FILENAME = N‘C:\SQLskills\LogSizeTest_log.ldf’,
   SIZE = 1MB,
   
FILEGROWTH = 1MB);
GO


ALTER DATABASE LogSizeTest SET RECOVERY FULL;
GO


BACKUP DATABASE LogSizeTest TO DISK = ‘C:\SQLskills\LogSizeTest.bak’;
GO


Let’s check the size of the log:



DBCC SQLPERF (LOGSPACE);
GO


Database Name  Log Size (MB) Log Space Used (%) Status
————– ————- —————— ———–
LogSizeTest    0.9921875     36.66339           0


This gives back info for all databases, I’ve trimmed down the output just for the LogSizeTest database.


Now I’m going to create a table, start an explicit transaction and add about 500-MB of info to the table.



USE LogSizeTest;
GO
SET NOCOUNT ON;
GO
CREATE
TABLE Test (c1 INT IDENTITY, C2 CHAR (8000) DEFAULT (REPLICATE (‘a’, 8000)));
GO


BEGIN TRAN;
GO


DECLARE @count INT;
SELECT @count = 0;
WHILE (@count < 64000)
BEGIN
   
INSERT INTO Test DEFAULT VALUES;
   
SELECT @count = @count + 1;
END;
GO


Checking the log file size again gives:



DBCC SQLPERF (LOGSPACE);
GO


Database Name  Log Size (MB) Log Space Used (%) Status
————– ————- —————— ———–
LogSizeTest    703.9922      99.98737           0


The log size has grown to about 700-MB, way more than the size of the data I was inserting, and it’s completely full. Now let’s rollback the transaction and check the log size again.



ROLLBACK TRAN;
GO


DBCC SQLPERF (LOGSPACE);
GO


Database Name  Log Size (MB) Log Space Used (%) Status
————– ————- —————— ———–
LogSizeTest    703.9922      85.21268           0


The size of the log file is the same, but the percentage used has actually gone down! How can that happen?
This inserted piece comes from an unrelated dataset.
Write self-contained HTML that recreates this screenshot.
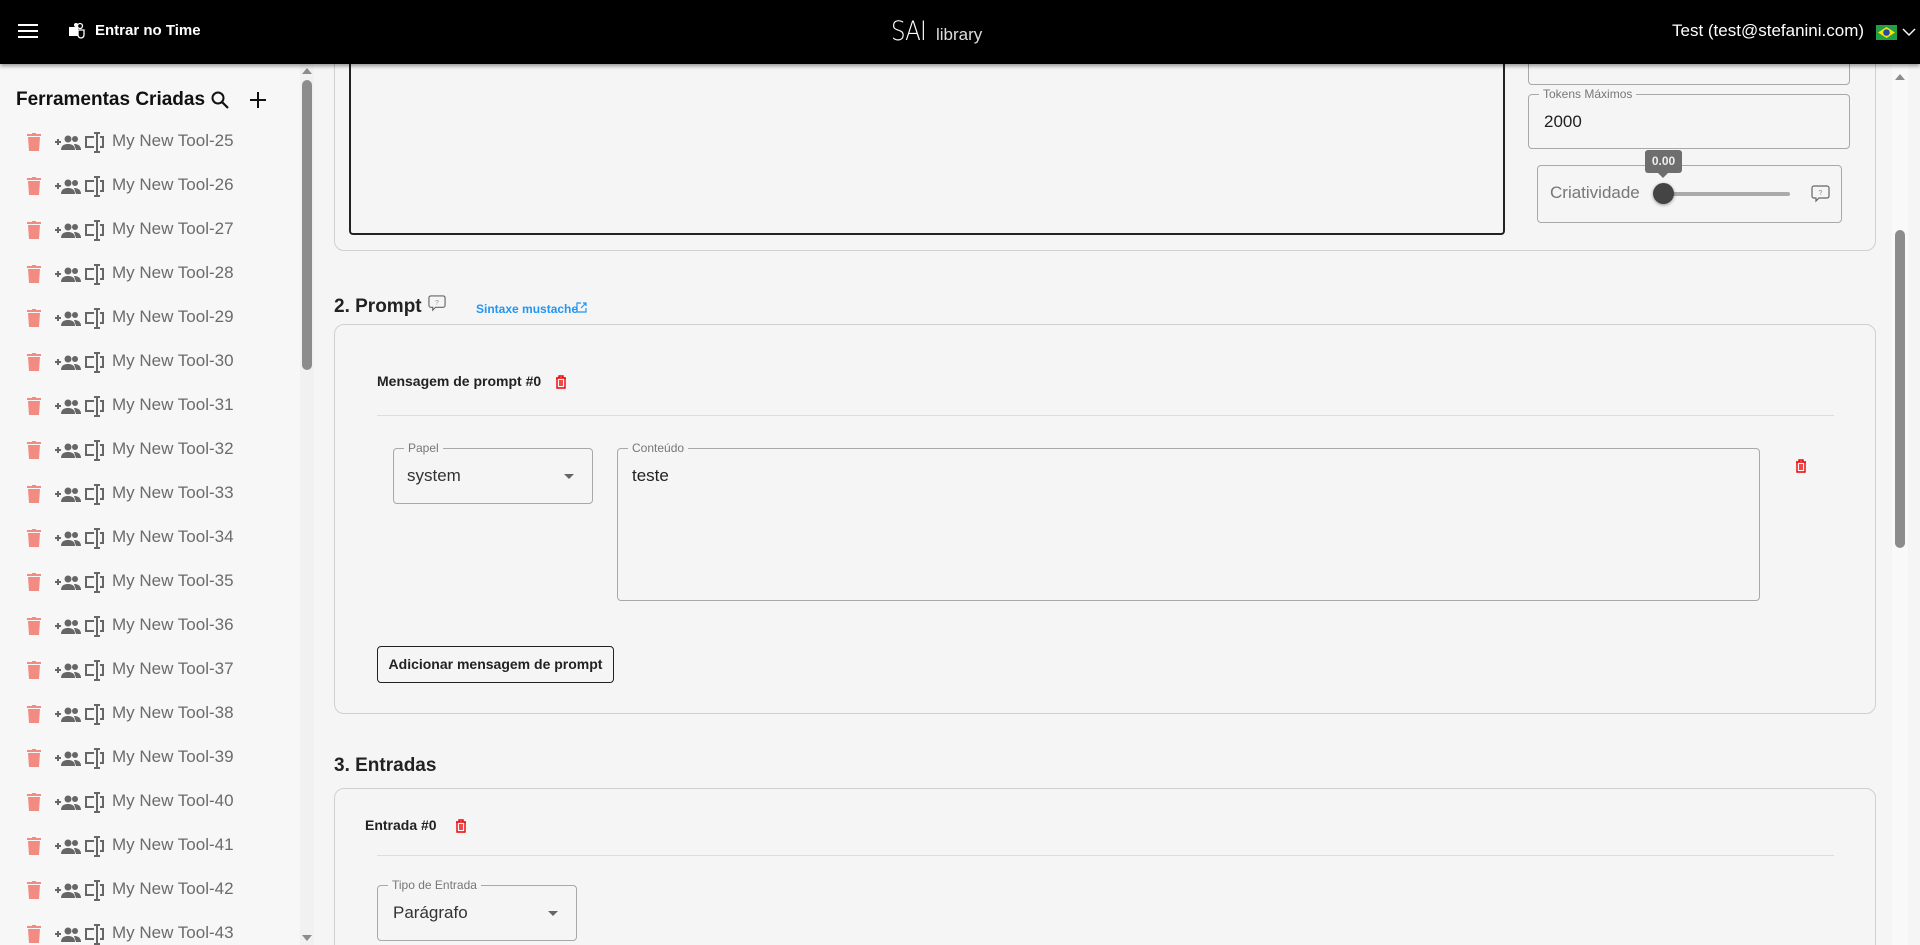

Let’s take a backup and checkout it’s size:



BACKUP LOG LogSizeTest TO DISK = ‘C:\SQLskills\LogSizeTest_log.bck’;
GO
RESTORE HEADERONLY FROM DISK = ‘C:\SQLskills\LogSizeTest_log.bck’;
GO


The BackupSize in the output from the RESTORE HEADERONLY is 631454208, which is 602.2-MB. Taking the numbers from the DBCC SQLPERF output above, 85.21268% of 703.9922-MB is 599.89-MB - so the backup is roughly the same size as the used transaction log. That’s what I’d expect, but why is it smaller than the total size of the transaction log?


So what’s going on? Why did the transaction log need to grow so much larger than it needed to, and why did the percentage used actually *drop* after the transaction rolled back?


The answer is in the way the transaction log works. Whenever a logged operation occurs in a transaction, there is some transaction log space reserved in case the transaction rolls back. The idea is that there’s always enough space available in the transaction log for a transaction to roll back, without having to grow the transaction log and potentially have that fail. If a transaction could not roll back successfully because the log didn’t have enough space, the database would become transactionally inconsistent, would be taken offline and the state changed to SUSPECT.


The behavior we saw was the Storage Engine reserving transaction log space for a potential roll back. When the roll back occured, the transaction log records necessary to undo the effects of the transaction (called compensation log records) are created and written to the log. The issue is that they usually don’t take up as much space as the Storage Engine reserved, as it tends to be very conservative in its estimates of how much log space to reserve, to avoid the potential for SUSPECT databases. This explains the difference between the various sizes and percentages we saw above.


The Storage Engine code to do the reservations is quite interesting – I remember fixing a couple of bugs in it during SQL Server 2000 development in 1999 while I was getting to know the internals of the logging and recovery system before tackling some of the (since removed) log-reading code in DBCC CHECKDB in SQL Server 2000.


Anyway, there you have it. Log space reservation is the answer, and is also one of the reasons why it can be tricky to estimate how large a transaction log should be when a database is created.